SHORT EXERCISE:
Pick out every line that holds the string "this" and copy it.

[Dataset entries]
--------------------------------

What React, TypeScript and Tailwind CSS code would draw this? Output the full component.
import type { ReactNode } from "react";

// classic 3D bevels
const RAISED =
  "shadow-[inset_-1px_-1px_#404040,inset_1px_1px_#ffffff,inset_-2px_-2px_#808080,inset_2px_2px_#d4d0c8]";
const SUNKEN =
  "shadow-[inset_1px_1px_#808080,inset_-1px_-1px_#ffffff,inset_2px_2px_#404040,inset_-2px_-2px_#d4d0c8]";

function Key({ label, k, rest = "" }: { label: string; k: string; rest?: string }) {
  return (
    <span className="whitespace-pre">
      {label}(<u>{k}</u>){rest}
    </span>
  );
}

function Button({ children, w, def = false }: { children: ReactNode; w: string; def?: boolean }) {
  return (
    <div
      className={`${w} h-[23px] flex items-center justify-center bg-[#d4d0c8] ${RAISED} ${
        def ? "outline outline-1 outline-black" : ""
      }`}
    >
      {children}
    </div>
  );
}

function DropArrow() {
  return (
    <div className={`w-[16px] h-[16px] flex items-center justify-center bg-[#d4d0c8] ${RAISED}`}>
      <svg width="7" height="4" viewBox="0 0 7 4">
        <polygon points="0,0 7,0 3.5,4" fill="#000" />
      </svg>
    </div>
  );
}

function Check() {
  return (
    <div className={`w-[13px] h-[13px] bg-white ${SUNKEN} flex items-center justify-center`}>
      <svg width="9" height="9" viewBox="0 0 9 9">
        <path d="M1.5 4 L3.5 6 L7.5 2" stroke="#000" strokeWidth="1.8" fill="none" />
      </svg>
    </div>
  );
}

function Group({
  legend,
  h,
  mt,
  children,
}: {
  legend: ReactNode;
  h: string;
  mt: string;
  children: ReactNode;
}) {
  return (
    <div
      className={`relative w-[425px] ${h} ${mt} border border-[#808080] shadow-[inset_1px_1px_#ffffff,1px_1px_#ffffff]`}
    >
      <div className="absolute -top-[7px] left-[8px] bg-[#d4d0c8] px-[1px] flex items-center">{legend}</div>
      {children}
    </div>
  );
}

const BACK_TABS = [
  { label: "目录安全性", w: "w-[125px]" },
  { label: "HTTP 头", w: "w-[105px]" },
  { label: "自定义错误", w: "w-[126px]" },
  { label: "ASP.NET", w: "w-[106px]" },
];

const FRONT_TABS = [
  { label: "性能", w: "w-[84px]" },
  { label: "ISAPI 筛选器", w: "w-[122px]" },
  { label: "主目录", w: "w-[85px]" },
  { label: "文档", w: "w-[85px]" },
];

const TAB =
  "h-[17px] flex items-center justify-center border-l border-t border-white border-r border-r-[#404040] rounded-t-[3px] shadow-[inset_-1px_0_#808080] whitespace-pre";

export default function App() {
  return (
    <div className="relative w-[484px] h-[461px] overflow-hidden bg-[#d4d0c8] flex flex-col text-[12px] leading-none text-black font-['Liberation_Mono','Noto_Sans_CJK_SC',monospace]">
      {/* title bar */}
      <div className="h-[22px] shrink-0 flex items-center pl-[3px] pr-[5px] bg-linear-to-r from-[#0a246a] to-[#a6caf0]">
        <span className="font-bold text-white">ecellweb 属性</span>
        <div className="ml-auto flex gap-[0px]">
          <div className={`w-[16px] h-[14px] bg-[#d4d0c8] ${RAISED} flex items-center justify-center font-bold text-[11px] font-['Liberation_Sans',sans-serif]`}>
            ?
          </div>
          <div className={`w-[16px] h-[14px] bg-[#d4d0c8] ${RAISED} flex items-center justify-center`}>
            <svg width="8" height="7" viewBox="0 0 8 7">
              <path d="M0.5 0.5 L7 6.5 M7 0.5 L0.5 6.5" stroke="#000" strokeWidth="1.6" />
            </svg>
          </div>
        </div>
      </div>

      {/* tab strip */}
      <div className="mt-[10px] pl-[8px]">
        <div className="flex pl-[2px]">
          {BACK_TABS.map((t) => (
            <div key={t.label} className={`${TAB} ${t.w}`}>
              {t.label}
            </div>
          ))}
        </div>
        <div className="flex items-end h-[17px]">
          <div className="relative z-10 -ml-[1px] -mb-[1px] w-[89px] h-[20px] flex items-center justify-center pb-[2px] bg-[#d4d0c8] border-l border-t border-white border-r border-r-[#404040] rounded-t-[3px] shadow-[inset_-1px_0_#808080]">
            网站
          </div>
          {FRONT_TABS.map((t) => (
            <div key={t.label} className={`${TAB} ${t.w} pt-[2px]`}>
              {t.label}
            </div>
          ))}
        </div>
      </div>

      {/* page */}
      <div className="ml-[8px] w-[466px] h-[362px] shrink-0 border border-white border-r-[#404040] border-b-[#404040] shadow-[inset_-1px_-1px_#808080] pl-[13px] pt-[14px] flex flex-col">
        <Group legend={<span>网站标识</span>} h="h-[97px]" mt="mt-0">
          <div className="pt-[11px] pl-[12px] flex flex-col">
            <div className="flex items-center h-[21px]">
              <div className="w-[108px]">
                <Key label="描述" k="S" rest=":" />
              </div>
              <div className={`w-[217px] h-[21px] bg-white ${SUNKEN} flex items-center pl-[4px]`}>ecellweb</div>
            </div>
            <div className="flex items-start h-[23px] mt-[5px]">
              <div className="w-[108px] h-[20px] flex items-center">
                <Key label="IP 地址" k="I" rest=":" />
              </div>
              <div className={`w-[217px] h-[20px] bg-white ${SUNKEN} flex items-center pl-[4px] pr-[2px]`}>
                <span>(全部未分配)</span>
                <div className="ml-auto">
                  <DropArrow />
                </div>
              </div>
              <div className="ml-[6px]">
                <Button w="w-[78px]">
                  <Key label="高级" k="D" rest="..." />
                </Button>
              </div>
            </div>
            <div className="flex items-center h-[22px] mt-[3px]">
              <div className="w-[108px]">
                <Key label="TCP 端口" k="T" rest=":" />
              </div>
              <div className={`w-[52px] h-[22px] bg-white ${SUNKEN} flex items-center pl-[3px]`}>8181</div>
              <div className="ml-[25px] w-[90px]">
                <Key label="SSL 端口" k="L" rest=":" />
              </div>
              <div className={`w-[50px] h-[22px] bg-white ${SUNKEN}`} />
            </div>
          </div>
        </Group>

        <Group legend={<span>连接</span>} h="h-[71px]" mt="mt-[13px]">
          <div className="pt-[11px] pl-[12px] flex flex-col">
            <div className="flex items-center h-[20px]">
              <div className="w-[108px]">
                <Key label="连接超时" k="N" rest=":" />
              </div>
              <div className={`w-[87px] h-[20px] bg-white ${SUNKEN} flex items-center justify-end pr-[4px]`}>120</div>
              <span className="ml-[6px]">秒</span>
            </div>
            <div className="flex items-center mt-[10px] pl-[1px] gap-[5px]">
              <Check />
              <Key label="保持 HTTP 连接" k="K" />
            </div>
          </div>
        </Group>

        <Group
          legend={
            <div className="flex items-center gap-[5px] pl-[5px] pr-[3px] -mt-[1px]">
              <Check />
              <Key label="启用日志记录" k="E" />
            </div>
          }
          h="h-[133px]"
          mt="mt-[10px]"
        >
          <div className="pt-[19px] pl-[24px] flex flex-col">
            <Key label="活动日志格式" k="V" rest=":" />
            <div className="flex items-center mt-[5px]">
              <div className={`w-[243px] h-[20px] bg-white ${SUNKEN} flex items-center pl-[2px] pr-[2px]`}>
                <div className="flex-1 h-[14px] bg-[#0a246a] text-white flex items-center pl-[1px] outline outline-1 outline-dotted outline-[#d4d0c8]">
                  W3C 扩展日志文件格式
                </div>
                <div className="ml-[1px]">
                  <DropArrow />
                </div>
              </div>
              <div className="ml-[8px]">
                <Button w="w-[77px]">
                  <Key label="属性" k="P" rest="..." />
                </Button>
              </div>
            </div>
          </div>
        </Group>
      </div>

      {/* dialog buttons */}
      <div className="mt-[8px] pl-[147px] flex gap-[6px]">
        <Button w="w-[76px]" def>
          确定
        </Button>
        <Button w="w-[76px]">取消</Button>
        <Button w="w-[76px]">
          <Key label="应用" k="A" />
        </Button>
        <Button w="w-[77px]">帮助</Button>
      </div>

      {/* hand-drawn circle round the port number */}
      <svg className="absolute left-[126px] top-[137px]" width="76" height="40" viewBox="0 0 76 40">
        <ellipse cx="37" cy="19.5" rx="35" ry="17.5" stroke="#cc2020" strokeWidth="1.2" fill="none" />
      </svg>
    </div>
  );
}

--------------------------------

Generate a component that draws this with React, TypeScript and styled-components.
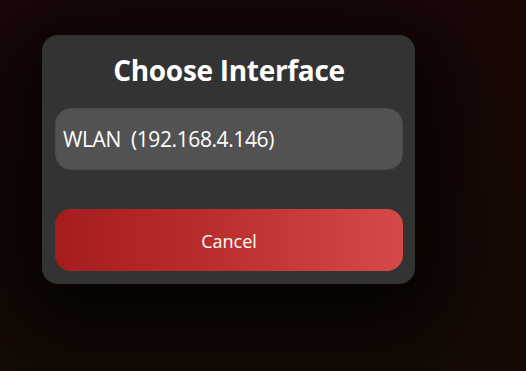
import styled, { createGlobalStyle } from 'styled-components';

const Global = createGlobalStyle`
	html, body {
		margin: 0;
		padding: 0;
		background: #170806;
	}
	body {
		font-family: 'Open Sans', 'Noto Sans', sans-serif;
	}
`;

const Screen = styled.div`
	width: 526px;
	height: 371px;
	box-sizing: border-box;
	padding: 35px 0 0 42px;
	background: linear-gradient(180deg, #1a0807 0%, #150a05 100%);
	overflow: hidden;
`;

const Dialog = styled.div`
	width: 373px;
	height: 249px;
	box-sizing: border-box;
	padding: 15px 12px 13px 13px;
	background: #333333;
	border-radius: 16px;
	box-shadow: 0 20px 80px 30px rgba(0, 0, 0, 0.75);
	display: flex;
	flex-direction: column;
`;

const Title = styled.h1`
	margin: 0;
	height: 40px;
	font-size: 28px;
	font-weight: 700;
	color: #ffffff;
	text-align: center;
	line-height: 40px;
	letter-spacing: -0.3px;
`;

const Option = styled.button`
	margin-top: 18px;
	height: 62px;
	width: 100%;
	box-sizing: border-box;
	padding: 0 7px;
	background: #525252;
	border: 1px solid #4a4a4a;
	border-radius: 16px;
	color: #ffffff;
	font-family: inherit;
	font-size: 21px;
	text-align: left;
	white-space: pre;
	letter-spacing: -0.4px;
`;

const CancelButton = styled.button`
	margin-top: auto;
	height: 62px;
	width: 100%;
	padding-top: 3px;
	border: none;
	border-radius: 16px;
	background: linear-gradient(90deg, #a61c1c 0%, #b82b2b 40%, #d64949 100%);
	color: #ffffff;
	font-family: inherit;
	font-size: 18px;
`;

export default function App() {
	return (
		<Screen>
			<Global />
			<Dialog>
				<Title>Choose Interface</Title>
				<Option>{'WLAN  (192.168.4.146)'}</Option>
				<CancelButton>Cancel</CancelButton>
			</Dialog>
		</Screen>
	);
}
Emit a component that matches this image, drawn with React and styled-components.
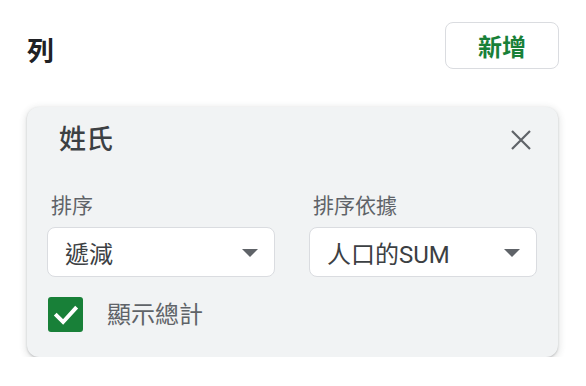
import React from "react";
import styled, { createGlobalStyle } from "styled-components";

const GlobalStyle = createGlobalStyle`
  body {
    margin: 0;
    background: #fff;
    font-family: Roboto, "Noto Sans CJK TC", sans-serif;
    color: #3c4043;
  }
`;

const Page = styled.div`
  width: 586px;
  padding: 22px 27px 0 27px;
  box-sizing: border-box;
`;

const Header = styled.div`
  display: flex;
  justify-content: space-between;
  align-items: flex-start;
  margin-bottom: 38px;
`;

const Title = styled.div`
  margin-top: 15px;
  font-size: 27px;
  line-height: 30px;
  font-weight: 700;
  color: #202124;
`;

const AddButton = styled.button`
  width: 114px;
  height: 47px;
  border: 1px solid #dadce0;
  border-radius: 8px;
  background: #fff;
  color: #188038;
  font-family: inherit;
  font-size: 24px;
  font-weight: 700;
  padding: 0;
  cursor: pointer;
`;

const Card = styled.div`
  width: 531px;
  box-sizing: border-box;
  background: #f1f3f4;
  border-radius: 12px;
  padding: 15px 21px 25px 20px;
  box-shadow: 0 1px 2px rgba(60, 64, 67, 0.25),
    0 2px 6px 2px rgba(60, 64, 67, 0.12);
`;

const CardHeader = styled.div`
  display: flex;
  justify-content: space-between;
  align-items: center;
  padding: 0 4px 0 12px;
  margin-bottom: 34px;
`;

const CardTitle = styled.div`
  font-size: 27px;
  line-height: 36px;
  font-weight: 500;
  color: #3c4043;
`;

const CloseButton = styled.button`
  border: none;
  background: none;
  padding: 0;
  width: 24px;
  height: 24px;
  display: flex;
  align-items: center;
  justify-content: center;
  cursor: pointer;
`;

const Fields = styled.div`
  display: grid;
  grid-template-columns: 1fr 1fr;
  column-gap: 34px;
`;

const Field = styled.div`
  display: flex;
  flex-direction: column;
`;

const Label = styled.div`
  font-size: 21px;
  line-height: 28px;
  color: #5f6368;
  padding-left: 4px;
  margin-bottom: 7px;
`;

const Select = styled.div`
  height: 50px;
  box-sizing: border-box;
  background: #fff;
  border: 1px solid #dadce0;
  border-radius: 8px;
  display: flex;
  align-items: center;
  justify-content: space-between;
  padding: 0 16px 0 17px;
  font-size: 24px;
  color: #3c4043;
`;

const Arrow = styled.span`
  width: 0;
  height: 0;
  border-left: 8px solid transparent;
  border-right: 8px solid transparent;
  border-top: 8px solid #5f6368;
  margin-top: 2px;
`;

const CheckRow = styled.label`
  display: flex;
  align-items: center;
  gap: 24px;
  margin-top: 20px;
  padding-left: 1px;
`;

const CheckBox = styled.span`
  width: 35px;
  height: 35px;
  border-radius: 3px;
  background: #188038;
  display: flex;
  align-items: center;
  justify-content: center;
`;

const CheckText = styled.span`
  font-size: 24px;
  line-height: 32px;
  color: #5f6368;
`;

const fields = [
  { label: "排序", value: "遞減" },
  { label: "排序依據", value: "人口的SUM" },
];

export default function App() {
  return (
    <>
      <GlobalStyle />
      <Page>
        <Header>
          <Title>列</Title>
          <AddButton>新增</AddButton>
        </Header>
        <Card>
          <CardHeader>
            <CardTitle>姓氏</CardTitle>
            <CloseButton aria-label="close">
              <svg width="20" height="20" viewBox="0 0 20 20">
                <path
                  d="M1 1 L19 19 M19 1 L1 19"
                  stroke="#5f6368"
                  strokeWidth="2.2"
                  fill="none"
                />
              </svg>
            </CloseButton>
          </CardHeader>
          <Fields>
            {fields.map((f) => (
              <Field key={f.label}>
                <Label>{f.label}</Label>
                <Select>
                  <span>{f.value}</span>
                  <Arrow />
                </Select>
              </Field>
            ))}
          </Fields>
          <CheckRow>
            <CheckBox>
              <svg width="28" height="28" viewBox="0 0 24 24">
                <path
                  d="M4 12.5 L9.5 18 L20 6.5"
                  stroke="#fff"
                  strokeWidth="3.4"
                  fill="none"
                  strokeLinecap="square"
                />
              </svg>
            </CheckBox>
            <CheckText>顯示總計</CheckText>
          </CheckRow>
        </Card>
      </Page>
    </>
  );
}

--------------------------------

EXERCISE SOLUTION:
What React, TypeScript and Tailwind CSS code would draw this? Output the full component.
Generate a component that draws this with React, TypeScript and styled-components.
Emit a component that matches this image, drawn with React and styled-components.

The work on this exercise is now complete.